When your head hits the pillow, and your eyes close at night, your brain ISN’T shutting off while you sleep. Far from it. There’s a whole lot of fascinating, bizarre — and necessary — craziness going on inside your head and body. Here, 10 eyebrow-raising facts you probably didn’t know about slumber.
1. You really “fall” asleep. Between the first two stages of sleep, your body makes involuntary jerky motions. They’re totally normal. Experts theorize that as you deeply relax, your brain registers your body as falling, and attempts to catch itself.
3. Some people text in their sleep. Others send emails, shop, AND have sex. These behaviors are called parasomnias, and usually happen in the first 3-4 hours after people have gone to bed. Genetics are usually to blame, but alcohol and sleeping pills can also trigger these wacky episodes.

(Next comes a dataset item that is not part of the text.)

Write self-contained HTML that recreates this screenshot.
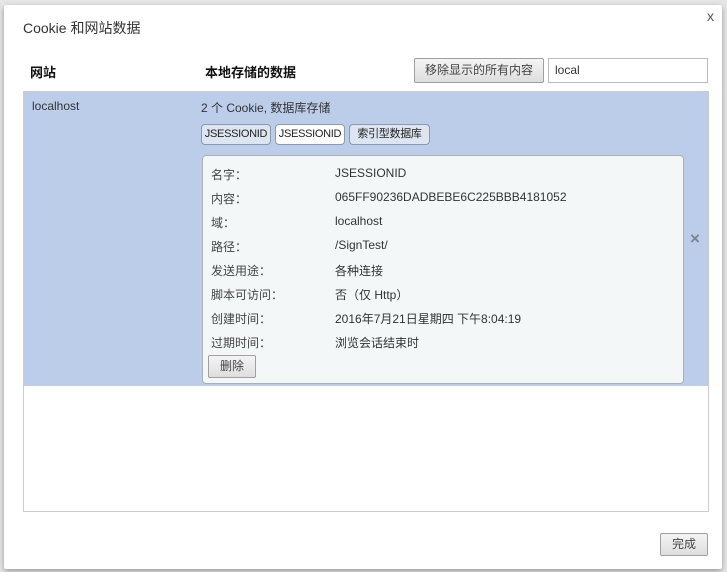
<!DOCTYPE html><html><head><meta charset="utf-8"><style>
body{margin:0;width:727px;height:572px;background:#e6e6e6;font-family:"Liberation Sans","Noto Sans CJK SC",sans-serif;font-size:12px;color:#333;position:relative;overflow:hidden}
.a{position:absolute}
.dlg{left:4px;top:5px;width:718px;height:564px;background:#fff;box-shadow:0 2px 6px rgba(0,0,0,.35);border-radius:2px}
.btn{background:linear-gradient(#f4f4f4,#dedede);border:1px solid #a0a0a0;border-radius:2px;text-align:center;box-sizing:border-box;color:#444}
.chip{top:124px;height:21px;line-height:19px;box-sizing:border-box;border:1px solid #8a9ab0;border-radius:4px;background:#dde5f1;text-align:center;color:#222;font-size:11px;letter-spacing:-0.3px}
.l{left:211px;color:#444}.v{left:335px;color:#333}
</style></head><body>
<div class="a dlg"></div>
<div class="a" style="left:23px;top:18px;font-size:14px;color:#333">Cookie 和网站数据</div>
<div class="a" style="left:707px;top:8px;font-size:14px;color:#555">x</div>
<div class="a" style="left:30px;top:62px;font-size:13px;font-weight:bold;color:#111">网站</div>
<div class="a" style="left:205px;top:62px;font-size:13px;font-weight:bold;color:#111">本地存储的数据</div>
<div class="a btn" style="left:414px;top:58px;width:130px;height:25px;line-height:23px">移除显示的所有内容</div>
<div class="a" style="left:548px;top:58px;width:160px;height:25px;box-sizing:border-box;border:1px solid #bbb;line-height:23px;padding-left:6px">local</div>
<div class="a" style="left:23px;top:91px;width:686px;height:421px;box-sizing:border-box;border:1px solid #ccc"></div>
<div class="a" style="left:24px;top:92px;width:684px;height:294px;background:#bbcde9"></div>
<div class="a" style="left:32px;top:99px">localhost</div>
<div class="a" style="left:201px;top:99px">2 个 Cookie, 数据库存储</div>
<div class="a chip" style="left:201px;width:70px">JSESSIONID</div>
<div class="a chip" style="left:275px;width:70px;background:#fff">JSESSIONID</div>
<div class="a chip" style="left:349px;width:81px">索引型数据库</div>
<div class="a" style="left:202px;top:155px;width:482px;height:229px;box-sizing:border-box;border:1px solid #a8b0b8;border-radius:4px;background:#f4f7f8"></div>
<div class="a l" style="top:166px">名字：</div><div class="a v" style="top:166px">JSESSIONID</div>
<div class="a l" style="top:190px">内容：</div><div class="a v" style="top:190px">065FF90236DADBEBE6C225BBB4181052</div>
<div class="a l" style="top:214px">域：</div><div class="a v" style="top:214px">localhost</div>
<div class="a l" style="top:238px">路径：</div><div class="a v" style="top:238px">/SignTest/</div>
<div class="a l" style="top:262px">发送用途：</div><div class="a v" style="top:262px">各种连接</div>
<div class="a l" style="top:286px">脚本可访问：</div><div class="a v" style="top:286px">否（仅 Http）</div>
<div class="a l" style="top:310px">创建时间：</div><div class="a v" style="top:310px">2016年7月21日星期四 下午8:04:19</div>
<div class="a l" style="top:334px">过期时间：</div><div class="a v" style="top:334px">浏览会话结束时</div>
<div class="a btn" style="left:208px;top:355px;width:48px;height:23px;line-height:21px">删除</div>
<div class="a" style="left:690px;top:229px;font-size:17px;color:#7a8694;font-weight:bold">×</div>
<div class="a btn" style="left:660px;top:533px;width:48px;height:23px;line-height:21px">完成</div>
</body></html>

4. You need sleep more than you need food. You can survive two weeks without food, but 10 days without sleep will kill you.
5. All-nighters make you drunk. Going 16 hours without sleep makes you feel as loopy and out of it as if your blood alcohol level were .05 percent. (.08 is the legal limit.)

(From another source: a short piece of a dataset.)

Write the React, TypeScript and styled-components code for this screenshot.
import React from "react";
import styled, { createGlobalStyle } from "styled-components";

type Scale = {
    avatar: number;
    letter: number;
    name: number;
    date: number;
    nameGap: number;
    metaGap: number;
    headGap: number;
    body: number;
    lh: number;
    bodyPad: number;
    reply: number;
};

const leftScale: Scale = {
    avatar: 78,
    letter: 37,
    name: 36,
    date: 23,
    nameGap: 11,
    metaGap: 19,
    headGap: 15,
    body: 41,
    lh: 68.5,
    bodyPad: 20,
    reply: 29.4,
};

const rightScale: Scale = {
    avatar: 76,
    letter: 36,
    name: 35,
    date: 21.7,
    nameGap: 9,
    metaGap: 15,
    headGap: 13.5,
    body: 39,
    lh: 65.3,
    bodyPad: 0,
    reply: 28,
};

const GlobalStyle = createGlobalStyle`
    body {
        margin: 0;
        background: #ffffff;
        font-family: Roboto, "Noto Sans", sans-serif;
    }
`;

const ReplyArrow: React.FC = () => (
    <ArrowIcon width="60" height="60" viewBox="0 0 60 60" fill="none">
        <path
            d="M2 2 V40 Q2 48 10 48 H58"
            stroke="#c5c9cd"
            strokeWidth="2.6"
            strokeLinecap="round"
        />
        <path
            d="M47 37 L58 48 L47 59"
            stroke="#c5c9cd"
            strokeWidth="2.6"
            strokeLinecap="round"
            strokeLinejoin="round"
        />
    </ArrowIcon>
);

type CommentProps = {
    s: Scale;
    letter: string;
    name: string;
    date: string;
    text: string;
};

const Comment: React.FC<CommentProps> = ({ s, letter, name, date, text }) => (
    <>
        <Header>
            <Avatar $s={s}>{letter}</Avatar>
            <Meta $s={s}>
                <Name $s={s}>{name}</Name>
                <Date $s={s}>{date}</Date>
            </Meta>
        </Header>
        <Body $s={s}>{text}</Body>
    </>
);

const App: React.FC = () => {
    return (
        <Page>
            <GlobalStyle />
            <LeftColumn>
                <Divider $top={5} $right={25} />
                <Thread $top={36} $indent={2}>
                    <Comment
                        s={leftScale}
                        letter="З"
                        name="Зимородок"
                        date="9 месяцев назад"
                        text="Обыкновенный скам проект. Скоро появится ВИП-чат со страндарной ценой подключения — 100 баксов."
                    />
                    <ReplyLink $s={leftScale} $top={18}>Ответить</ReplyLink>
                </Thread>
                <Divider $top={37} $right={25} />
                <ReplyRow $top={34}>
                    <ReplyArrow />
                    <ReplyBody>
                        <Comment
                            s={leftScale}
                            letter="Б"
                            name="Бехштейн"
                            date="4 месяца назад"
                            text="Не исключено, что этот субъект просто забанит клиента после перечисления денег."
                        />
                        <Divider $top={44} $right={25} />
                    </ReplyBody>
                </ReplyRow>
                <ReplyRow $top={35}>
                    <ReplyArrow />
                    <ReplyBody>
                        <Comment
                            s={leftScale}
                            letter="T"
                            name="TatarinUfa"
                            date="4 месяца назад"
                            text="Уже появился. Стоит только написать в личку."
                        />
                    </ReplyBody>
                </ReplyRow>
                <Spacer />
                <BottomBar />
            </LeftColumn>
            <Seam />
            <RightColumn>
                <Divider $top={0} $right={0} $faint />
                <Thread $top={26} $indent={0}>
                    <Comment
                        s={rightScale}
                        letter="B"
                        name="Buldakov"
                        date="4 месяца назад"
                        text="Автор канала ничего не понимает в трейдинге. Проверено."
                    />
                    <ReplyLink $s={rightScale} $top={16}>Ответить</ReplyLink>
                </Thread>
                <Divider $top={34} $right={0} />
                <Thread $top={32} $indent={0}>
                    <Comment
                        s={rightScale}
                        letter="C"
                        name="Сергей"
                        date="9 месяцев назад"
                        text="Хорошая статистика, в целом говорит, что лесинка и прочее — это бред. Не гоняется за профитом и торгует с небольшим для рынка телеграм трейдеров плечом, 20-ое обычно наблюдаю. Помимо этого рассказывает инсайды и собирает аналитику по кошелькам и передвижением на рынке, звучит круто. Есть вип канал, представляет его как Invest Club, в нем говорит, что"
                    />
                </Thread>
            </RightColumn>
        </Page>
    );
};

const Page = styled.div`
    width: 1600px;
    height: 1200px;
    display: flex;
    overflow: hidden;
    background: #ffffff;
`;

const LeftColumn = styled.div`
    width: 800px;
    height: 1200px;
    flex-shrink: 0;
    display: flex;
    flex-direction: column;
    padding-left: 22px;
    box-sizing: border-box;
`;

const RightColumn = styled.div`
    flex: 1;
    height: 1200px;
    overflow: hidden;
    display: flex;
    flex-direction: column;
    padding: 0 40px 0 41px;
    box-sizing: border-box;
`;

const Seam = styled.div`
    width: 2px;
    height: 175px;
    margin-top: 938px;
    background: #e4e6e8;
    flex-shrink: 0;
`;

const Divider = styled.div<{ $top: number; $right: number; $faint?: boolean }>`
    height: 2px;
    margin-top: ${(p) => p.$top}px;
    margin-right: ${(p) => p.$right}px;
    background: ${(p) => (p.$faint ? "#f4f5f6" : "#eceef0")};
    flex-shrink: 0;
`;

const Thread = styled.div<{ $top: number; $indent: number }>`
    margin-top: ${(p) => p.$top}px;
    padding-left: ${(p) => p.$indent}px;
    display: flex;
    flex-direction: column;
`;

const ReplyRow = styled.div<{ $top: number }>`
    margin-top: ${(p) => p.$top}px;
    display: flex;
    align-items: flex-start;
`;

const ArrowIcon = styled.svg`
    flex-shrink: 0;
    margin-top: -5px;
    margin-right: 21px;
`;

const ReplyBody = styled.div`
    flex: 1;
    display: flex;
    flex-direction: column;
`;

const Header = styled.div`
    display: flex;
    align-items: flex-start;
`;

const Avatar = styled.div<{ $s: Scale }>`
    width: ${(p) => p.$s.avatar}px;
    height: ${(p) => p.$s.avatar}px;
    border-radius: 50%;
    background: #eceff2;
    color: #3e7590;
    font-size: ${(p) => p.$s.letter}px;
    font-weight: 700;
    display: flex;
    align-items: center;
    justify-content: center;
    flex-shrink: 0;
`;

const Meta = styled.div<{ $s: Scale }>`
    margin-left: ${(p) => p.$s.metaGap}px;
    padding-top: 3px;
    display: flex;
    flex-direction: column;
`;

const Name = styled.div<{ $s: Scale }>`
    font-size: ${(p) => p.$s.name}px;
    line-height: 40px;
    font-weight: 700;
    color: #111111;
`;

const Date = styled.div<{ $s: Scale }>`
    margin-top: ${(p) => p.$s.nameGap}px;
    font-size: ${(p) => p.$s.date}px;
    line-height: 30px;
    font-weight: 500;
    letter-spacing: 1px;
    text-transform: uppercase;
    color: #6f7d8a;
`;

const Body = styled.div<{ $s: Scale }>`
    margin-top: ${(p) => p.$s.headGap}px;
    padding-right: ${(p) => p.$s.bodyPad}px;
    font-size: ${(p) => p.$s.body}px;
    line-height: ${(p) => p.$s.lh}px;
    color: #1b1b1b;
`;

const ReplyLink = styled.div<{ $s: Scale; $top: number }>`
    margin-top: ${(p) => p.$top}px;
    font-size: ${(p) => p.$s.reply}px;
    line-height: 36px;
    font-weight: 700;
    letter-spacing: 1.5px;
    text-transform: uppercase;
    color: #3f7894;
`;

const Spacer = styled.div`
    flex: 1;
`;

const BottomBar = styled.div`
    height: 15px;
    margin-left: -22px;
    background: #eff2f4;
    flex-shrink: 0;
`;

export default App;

6. You can’t smell when you’re asleep. Now you know why smoke detectors are so important.
7. The moon affects sleep cycles. You might not turn into a werewolf during a full moon (at least we hope not), but you WILL sleep less and your quality of sleep will drop, too — even if you’re in a windowless room.
8. Sleeping through the night isn’t natural. In fact, up until the late 17th century, people had TWO sleep segments. In the middle of the night, they’d get up for an hour or two and pray, have sex, or read.
9. Messing with your sleep cycle can cause cancer. The evidence is so strong, in fact, that the World Health Organization considers sleep disruption a carcinogen. That’s unsettling news for people whose jobs require them to work through the night.
10. Get more rest, have more sex. The best reason of all to turn off the TV and go to bed early. Studies show a direct link between low libido and sleep deprivation — in men AND women.